* AIM *
In the records below, reproduce exactly the lines from the one containing "Give me the" through the one containing "const TEAL_FROM = [3e9, 5e9, 3e9, 4e9];", both included, and omit the pictures.

───── TASK MATERIAL ─────

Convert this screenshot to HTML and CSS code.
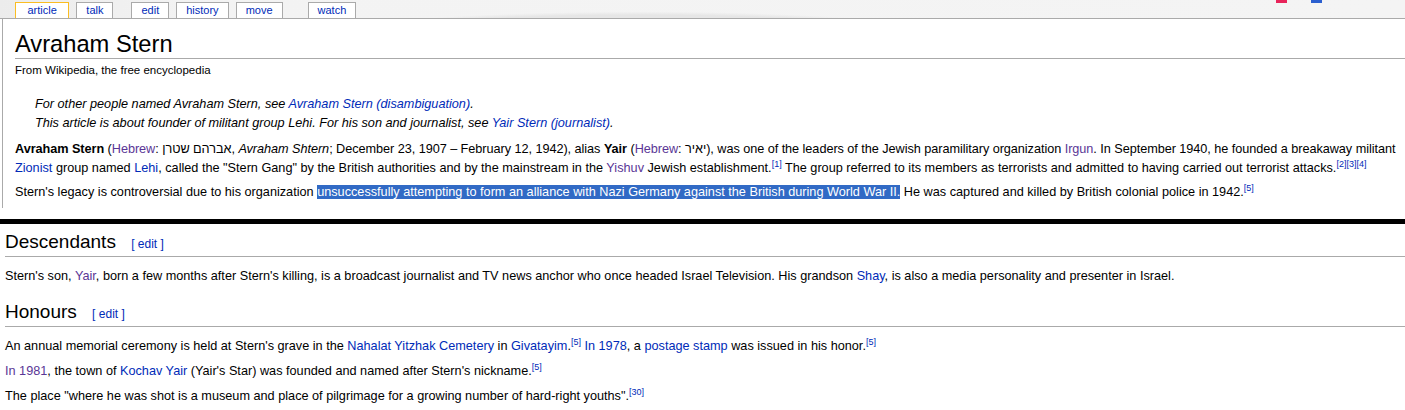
FILE: index.html
```html
<!DOCTYPE html>
<html lang="en">
<head>
<meta charset="utf-8">
<title>Avraham Stern</title>
<link rel="stylesheet" href="styles.css">
</head>
<body>
<div class="topbar">
  <ul class="tabs">
    <li class="tab selected"><a href="#">article</a></li>
    <li class="tab"><a href="#">talk</a></li>
    <li class="tab tab-gap"><a href="#">edit</a></li>
    <li class="tab"><a href="#">history</a></li>
    <li class="tab"><a href="#">move</a></li>
    <li class="tab tab-gap-wide"><a href="#">watch</a></li>
  </ul>
  <span class="mark mark-red"></span>
  <span class="mark mark-blue"></span>
</div>
<div class="content">
  <h1 class="title">Avraham Stern</h1>
  <div class="tagline">From Wikipedia, the free encyclopedia</div>
  <div class="hatnotes">
    <div class="hatnote">For other people named Avraham Stern, see <a href="#">Avraham Stern (disambiguation)</a>.</div>
    <div class="hatnote">This article is about founder of militant group Lehi. For his son and journalist, see <a href="#">Yair Stern (journalist)</a>.</div>
  </div>
  <p class="para"><span class="tight"><b>Avraham Stern</b> (<a class="visited" href="#">Hebrew</a>: <span lang="he" dir="rtl">אברהם שטרן</span>&lrm;, <i>Avraham Shtern</i>; December 23, 1907 – February 12, 1942), alias <b>Yair</b> (<a class="visited" href="#">Hebrew</a>: <span lang="he" dir="rtl">יאיר</span>&lrm;), was one of the leaders of the Jewish paramilitary organization <a class="visited" href="#">Irgun</a>. In September 1940, he founded a breakaway militant</span> <a href="#">Zionist</a> group named <a href="#">Lehi</a>, called the "Stern Gang" by the British authorities and by the mainstream in the <a class="visited" href="#">Yishuv</a> Jewish establishment.<sup class="ref"><a href="#">[1]</a></sup> The group referred to its members as terrorists and admitted to having carried out terrorist attacks.<sup class="ref"><a href="#">[2]</a><a href="#">[3]</a><a href="#">[4]</a></sup></p>
  <p class="para">Stern's legacy is controversial due to his organization <span class="selected-text">unsuccessfully attempting to form an alliance with Nazi Germany against the British during World War II.</span> He was captured and killed by British colonial police in 1942.<sup class="ref"><a href="#">[5]</a></sup></p>
</div>
<div class="divider"></div>
<div class="lower">
  <h2 class="section">Descendants <span class="editsection"><a href="#">[ edit ]</a></span></h2>
  <p class="para">Stern's son, <a class="visited" href="#">Yair</a>, born a few months after Stern's killing, is a broadcast journalist and TV news anchor who once headed Israel Television. His grandson <a href="#">Shay</a>, is also a media personality and presenter in Israel.</p>
  <h2 class="section">Honours <span class="editsection"><a href="#">[ edit ]</a></span></h2>
  <p class="para">An annual memorial ceremony is held at Stern's grave in the <a href="#">Nahalat Yitzhak Cemetery</a> in <a href="#">Givatayim</a>.<sup class="ref"><a href="#">[5]</a></sup> <a href="#">In 1978</a>, a <a href="#">postage stamp</a> was issued in his honor.<sup class="ref"><a href="#">[5]</a></sup></p>
  <p class="para"><a class="visited" href="#">In 1981</a>, the town of <a href="#">Kochav Yair</a> (Yair's Star) was founded and named after Stern's nickname.<sup class="ref"><a href="#">[5]</a></sup></p>
  <p class="para">The place "where he was shot is a museum and place of pilgrimage for a growing number of hard-right youths".<sup class="ref"><a href="#">[30]</a></sup></p>
</div>
</body>
</html>
```
FILE: styles.css
```css
html, body {
  margin: 0;
  padding: 0;
  background: #fff;
}
body {
  font-family: "Liberation Sans", Arial, sans-serif;
  color: #000;
  font-size: 12.7px;
  overflow: hidden;
}
a {
  color: #002bb8;
  text-decoration: none;
}
a.visited {
  color: #5a3696;
}

.topbar {
  position: relative;
  height: 18px;
  border-bottom: 1px solid #aaa;
  background:
    radial-gradient(ellipse 520px 70px at 640px 78px, rgba(0,0,0,0) 78%, #e6e6e6 82%, #e6e6e6 90%, rgba(0,0,0,0) 95%),
    linear-gradient(100deg, #ececec 0%, #f3f3f3 15%, #f4f4f4 100%);
}
.tabs {
  list-style: none;
  margin: 0;
  padding: 2px 0 0 15px;
  display: flex;
  gap: 7px;
  height: 16px;
}
.tab {
  height: 16px;
  box-sizing: border-box;
  border: 1px solid #aaa;
  border-bottom: none;
  background: #fff;
  padding: 0 9px;
  font-size: 11px;
  line-height: 15px;
}
.tab.selected {
  border-color: #fabd23;
  padding: 0 11.5px;
}
.tab-gap {
  margin-left: 11px;
}
.tab-gap-wide {
  margin-left: 18px;
}
.mark {
  position: absolute;
  top: 0;
  height: 3px;
  width: 11px;
}
.mark-red {
  left: 1276px;
  background: #e8245a;
}
.mark-blue {
  left: 1311px;
  background: #2b5fcf;
}

.content {
  margin-left: 2px;
  border-left: 1px solid #aaa;
  padding: 12px 0 6px 12px;
}
.title {
  margin: 0;
  font-size: 23.7px;
  font-weight: normal;
  line-height: 27px;
  border-bottom: 1px solid #aaa;
}
.tagline {
  margin-top: 4px;
  font-size: 11.5px;
  line-height: 14px;
}
.hatnotes {
  margin-top: 18px;
  padding-left: 20px;
  font-style: italic;
  line-height: 19px;
}
.para {
  margin: 0;
  line-height: 19px;
}
.tight {
  letter-spacing: -0.05px;
}
.hatnotes + .para {
  margin-top: 7px;
}
.content .para + .para {
  margin-top: 5px;
}
.ref {
  font-size: 9px;
  line-height: 1;
  vertical-align: 5px;
  letter-spacing: 0;
}
.selected-text {
  background: #316ac5;
  color: #fff;
}

.divider {
  margin-top: 11px;
  height: 5px;
  background: #000;
}

.lower {
  padding: 6px 0 0 5px;
}
.section {
  margin: 0 0 10px 0;
  font-size: 19px;
  font-weight: normal;
  line-height: 24px;
  border-bottom: 1px solid #aaa;
}
.para + .section {
  margin-top: 14px;
}
.editsection {
  font-size: 12px;
  margin-left: 10px;
}
.lower .para + .para {
  margin-top: 6px;
}
```
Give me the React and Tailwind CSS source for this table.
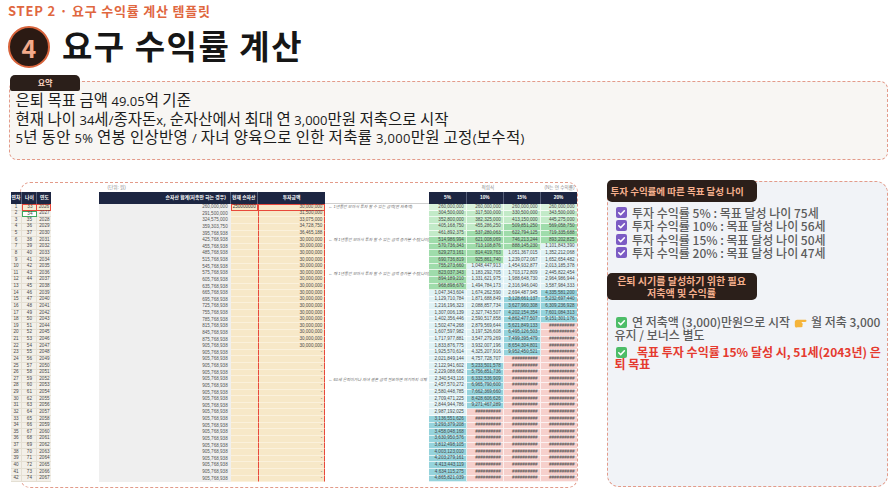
import React from "react";

const RATES = [0.05, 0.1, 0.15, 0.2];
const TEAL_FROM = [3e9, 5e9, 3e9, 4e9];

const buildRows = () => {
  const rows = [];
  let net = 260000000;
  let vals = RATES.map(() => 260000000);
  for (let i = 1; i <= 42; i++) {
    let inv = 0;
    if (i <= 5) inv = 30000000 * Math.pow(1.05, i - 1);
    else if (i <= 22) inv = 30000000;
    if (i > 1) {
      net += inv;
      vals = vals.map((v, k) => v * (1 + RATES[k]) + inv);
    }
    rows.push({ n: i, age: 32 + i, year: 2025 + i, net, inv, vals });
  }
  return rows;
};

const ROWS = buildRows();

const NOTES = {
  1: "← 1년동안 모아서 투자 할 수 있는 금액(연 저축액)",
  6: "← 매 1년동안 모아서 투자 할 수 있는 금액 증가분 수정(나이)",
  11: "← 매 1년동안 모아서 투자 할 수 있는 금액 증가분 수정(나이)",
  27: "← 60세 은퇴이거나 자녀 결혼 금액 필요하면 여기까지 삭제",
};

const fmt = (v) => Math.round(v).toLocaleString("en-US");

const cellBg = (v, k) => {
  if (v >= 1e10) return "#f6d0cc";
  if (v >= TEAL_FROM[k]) return "#95d3dc";
  if (v >= 1e9) return "#e0f2f5";
  if (v >= 5e8) return "#9fdcab";
  if (v >= 3e8) return "#c2eac8";
  return "#d9f2dc";
};

const Check = ({ color }) => (
  <svg width="11" height="11" viewBox="0 0 16 16" className="inline-block shrink-0 align-[-1px]">
    <rect width="16" height="16" rx="3" fill={color} />
    <path
      d="M4 8.3l2.8 2.8L12.2 5.4"
      stroke="white"
      strokeWidth="2.2"
      fill="none"
      strokeLinecap="round"
      strokeLinejoin="round"
    />
  </svg>
);

const Hand = () => (
  <svg width="15" height="13" viewBox="0 0 18 16" className="inline-block align-[-2px] mx-[3px]">
    <path
      d="M2 7.5c0-1.6 1.2-2.8 2.8-2.8h3.4l6.6-.2c1 0 1.6.6 1.6 1.4s-.6 1.4-1.6 1.4H10.5v1.2c.9.1 1.4.7 1.4 1.4 0 .6-.4 1.1-.9 1.3.4.3.6.7.6 1.2 0 .8-.7 1.4-1.5 1.4H5.2C3.4 14.8 2 13.4 2 11.6z"
      fill="#f5b43a"
    />
  </svg>
);

// smaller latin run inside the summary lines
const L = ({ children }) => <span className="text-[13px] font-['Open_Sans',sans-serif]">{children}</span>;

const SheetRow = ({ r }) => (
  <div className="flex h-[6.64px] text-[4.6px] leading-none text-[#4a4a4a]">
    <div className="w-[12px] bg-[#f3f0e9] border-b border-r border-[#e4dfd3] flex items-center justify-center">
      {r.n}
    </div>
    <div
      className={
        r.n === 1
          ? "w-[15px] bg-[#f3ead3] border border-[#e8493b] flex items-center justify-center"
          : r.n === 2
          ? "w-[15px] bg-white border border-[#3fa860] flex items-center justify-center"
          : "w-[15px] bg-[#f3f0e9] border-b border-r border-[#e4dfd3] flex items-center justify-center"
      }
    >
      {r.age}
    </div>
    <div
      className={
        r.n === 1
          ? "w-[14px] bg-[#f3ead3] border border-l-0 border-[#e8493b] flex items-center justify-center"
          : "w-[14px] bg-[#f3f0e9] border-b border-[#e4dfd3] flex items-center justify-center"
      }
    >
      {r.year}
    </div>
    <div className="w-[48px] bg-white" />
    <div className="w-[132px] bg-[#efefef] flex items-center justify-end pr-[3px] text-[#555]">
      {fmt(r.net)}
    </div>
    <div
      className={
        r.n === 1
          ? "w-[27px] bg-[#f7e8c8] border border-[#e8493b] flex items-center pl-[1px] text-[#333]"
          : "w-[27px] bg-[#f7e8c8] border-b border-[#fbf1dc]"
      }
    >
      {r.n === 1 ? "250000000" : ""}
    </div>
    <div
      className={
        r.n === 1
          ? "w-[68px] bg-[#f7e8c8] border border-[#e8493b] flex items-center justify-end pr-[2px]"
          : "w-[68px] bg-[#f7e8c8] border-x border-b border-x-[#e8493b] border-b-[#fbf1dc] flex items-center justify-end pr-[2px]"
      }
    >
      {r.inv > 0 ? fmt(r.inv) : "-"}
    </div>
    <div className="w-[104px] bg-white flex items-center pl-[3px] whitespace-nowrap overflow-hidden italic text-[#6a6a6a] text-[4px]">
      {NOTES[r.n] || ""}
    </div>
    {r.vals.map((v, k) => (
      <div
        key={k}
        className={
          k === 0
            ? "w-[38px] border-b border-r border-white/70 flex items-center justify-end pr-[2px]"
            : k === 3
            ? "w-[36px] border-b border-white/70 flex items-center justify-end pr-[2px]"
            : "w-[37px] border-b border-r border-white/70 flex items-center justify-end pr-[2px]"
        }
        style={{ backgroundColor: cellBg(v, k) }}
      >
        {v >= 1e10 ? "##########" : fmt(v)}
      </div>
    ))}
  </div>
);

const Sheet = () => (
  <div className="-ml-[10.5px] w-[566px] font-['Liberation_Sans','Noto_Sans_CJK_KR',sans-serif]">
    <div className="flex h-[9.5px] items-end pb-[1px] text-[4.6px] leading-none text-[#8a8a8a]">
      <div className="w-[89px]" />
      <div className="w-[132px] pl-[8px]">(단위: 원)</div>
      <div className="w-[199px]" />
      <div className="w-[146px] flex justify-between pl-[51px] pr-[2px]">
        <span>적립식</span>
        <span>(N는 연 수익률)</span>
      </div>
    </div>
    <div className="flex h-[12px] text-[4.8px] leading-none font-bold text-white">
      <div className="w-[12px] bg-[#1d2642] border-r border-[#56607a] flex items-center justify-center">연차</div>
      <div className="w-[15px] bg-[#1d2642] border-r border-[#56607a] flex items-center justify-center">나이</div>
      <div className="w-[14px] bg-[#1d2642] flex items-center justify-center">연도</div>
      <div className="w-[48px]" />
      <div className="w-[132px] bg-[#1d2642] border-r border-[#56607a] flex items-center justify-end pr-[4px]">
        순자산 합계(저축만 하는 경우)
      </div>
      <div className="w-[27px] bg-[#1d2642] border-r border-[#56607a] flex items-center justify-center">현재 순자산</div>
      <div className="w-[68px] bg-[#1d2642] flex items-center justify-center">투자금액</div>
      <div className="w-[104px] border-b border-[#cfcfcf]" />
      <div className="w-[38px] bg-[#1d2642] border-r border-[#56607a] flex items-center justify-center">5%</div>
      <div className="w-[37px] bg-[#1d2642] border-r border-[#56607a] flex items-center justify-center">10%</div>
      <div className="w-[37px] bg-[#1d2642] border-r border-[#56607a] flex items-center justify-center">15%</div>
      <div className="w-[36px] bg-[#1d2642] flex items-center justify-center">20%</div>
    </div>
    {ROWS.map((r) => (
      <SheetRow key={r.n} r={r} />
    ))}
  </div>
);

export default function App() {
  return (
    <div className="w-[896px] h-[488px] bg-white overflow-hidden font-['Noto_Sans_CJK_KR',sans-serif] text-[#1c1c1c]">
      <div className="pl-[8px] pt-[3px] text-[13px] tracking-[0.8px] leading-[16px] font-bold text-[#e0673f]">
        STEP 2 · 요구 수익률 계산 템플릿
      </div>

      <div className="flex items-center pl-[8px] mt-[7px]">
        <div className="w-[42px] h-[42px] rounded-full bg-[#2b1a13] border-[2px] border-[#d8643c] flex items-center justify-center text-[#f4aa8a] text-[25px] font-bold leading-none">
          4
        </div>
        <div className="ml-[12px] -mt-[4px] text-[33px] tracking-[1.5px] font-bold leading-none text-[#161616]">
          요구 수익률 계산
        </div>
      </div>

      <div className="relative ml-[9px] mt-[13px] w-[879px]">
        <div className="absolute left-[1px] -top-[6px] w-[70px] h-[16px] rounded-t-[5px] rounded-b-[2px] bg-[#2b1f1a] text-[#fbd3c0] text-[8px] font-bold flex items-center justify-center">
          요약
        </div>
        <div className="border-[1.5px] border-dashed border-[#e39b8a] rounded-[8px] bg-[#f8f6f3] pl-[5.5px] pt-[9px] pb-[12px] text-[15.5px] leading-[16.5px]">
          <div>
            은퇴 목표 금액 <L>49.05</L>억 기준
          </div>
          <div>
            현재 나이 <L>34</L>세<L>/</L>종자돈<L>x,</L> 순자산에서 최대 연 <L>3,000</L>만원 저축으로 시작
          </div>
          <div className="tracking-[0.3px]">
            <L>5</L>년 동안 <L>5%</L> 연봉 인상반영 <L>/</L> 자녀 양육으로 인한 저축률 <L>3,000</L>만원 고정
            <L>(</L>보수적<L>)</L>
          </div>
        </div>
      </div>

      <div className="flex mt-[22px]">
        <div className="ml-[20px] w-[558px] h-[306px] border-[1.5px] border-dashed border-[#e39b8a] rounded-[10px] bg-white">
          <Sheet />
        </div>

        <div className="ml-[29px] -mt-[1px] w-[281px] h-[306px] rounded-[12px] border-[1.5px] border-dashed border-[#e39b8a] bg-[#f1f3f7]">
          <div className="-mt-[1.5px] -ml-[1.5px] w-[150px] h-[22px] rounded-[5px] bg-[#2b1f1a] text-[#f6b08e] text-[9.5px] font-bold pl-[4px] flex items-center">
            투자 수익률에 따른 목표 달성 나이
          </div>
          <div className="mt-[4px] pl-[8px] text-[12px] leading-[13.3px] font-medium text-[#5b5b5b]">
            <div className="flex items-center gap-[5px]">
              <Check color="#7c5cc4" />
              <span>투자 수익률 5% : 목표 달성 나이 75세</span>
            </div>
            <div className="flex items-center gap-[5px]">
              <Check color="#7c5cc4" />
              <span>투자 수익률 10% : 목표 달성 나이 56세</span>
            </div>
            <div className="flex items-center gap-[5px]">
              <Check color="#7c5cc4" />
              <span>투자 수익률 15% : 목표 달성 나이 50세</span>
            </div>
            <div className="flex items-center gap-[5px]">
              <Check color="#7c5cc4" />
              <span>투자 수익률 20% : 목표 달성 나이 47세</span>
            </div>
          </div>

          <div className="mt-[14px] -ml-[1.5px] w-[150px] h-[27px] rounded-[5px] bg-[#2b1f1a] text-[#f6b08e] text-[10px] leading-[12px] font-bold flex flex-col items-center justify-center">
            <span>은퇴 시기를 달성하기 위한 필요</span>
            <span>저축액 및 수익률</span>
          </div>

          <div className="mt-[16px] pl-[6.5px] text-[12px] leading-[12.5px] font-medium text-[#5b5b5b]">
            <div className="whitespace-nowrap pl-[1.5px]">
              <Check color="#4dbd68" />
              <span className="ml-[5px]">연 저축액 (3,000)만원으로 시작</span>
              <Hand />
              <span>월 저축 3,000</span>
            </div>
            <div>유지 / 보너스 별도</div>
          </div>
          <div className="mt-[4px] pl-[6.5px] text-[12px] leading-[12.5px] font-bold text-[#e53a2f]">
            <div className="whitespace-nowrap pl-[1.5px]">
              <Check color="#4dbd68" />
              <span className="ml-[10px]">목표 투자 수익률 15% 달성 시, 51세(2043년) 은</span>
            </div>
            <div>퇴 목표</div>
          </div>
        </div>
      </div>
    </div>
  );
}
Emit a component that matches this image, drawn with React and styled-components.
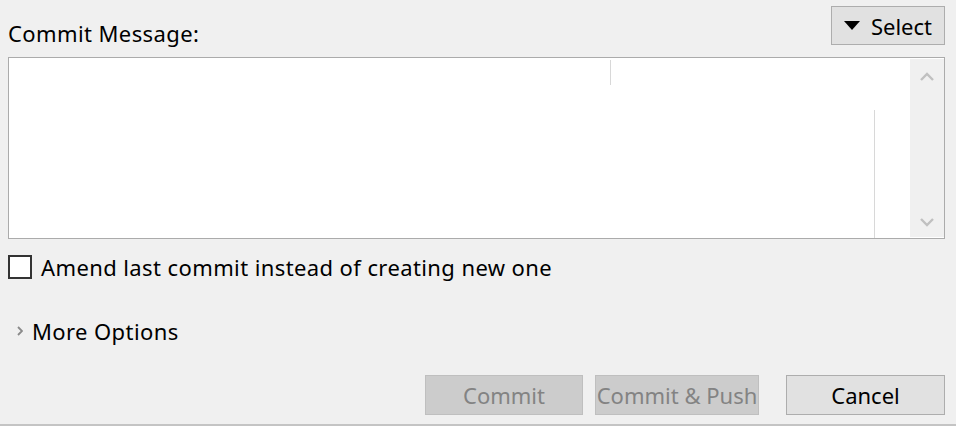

─────

* SOLUTION TO THE PROBLEM *
Give me the React and Tailwind CSS source for this table.
import React from "react";

const RATES = [0.05, 0.1, 0.15, 0.2];
const TEAL_FROM = [3e9, 5e9, 3e9, 4e9];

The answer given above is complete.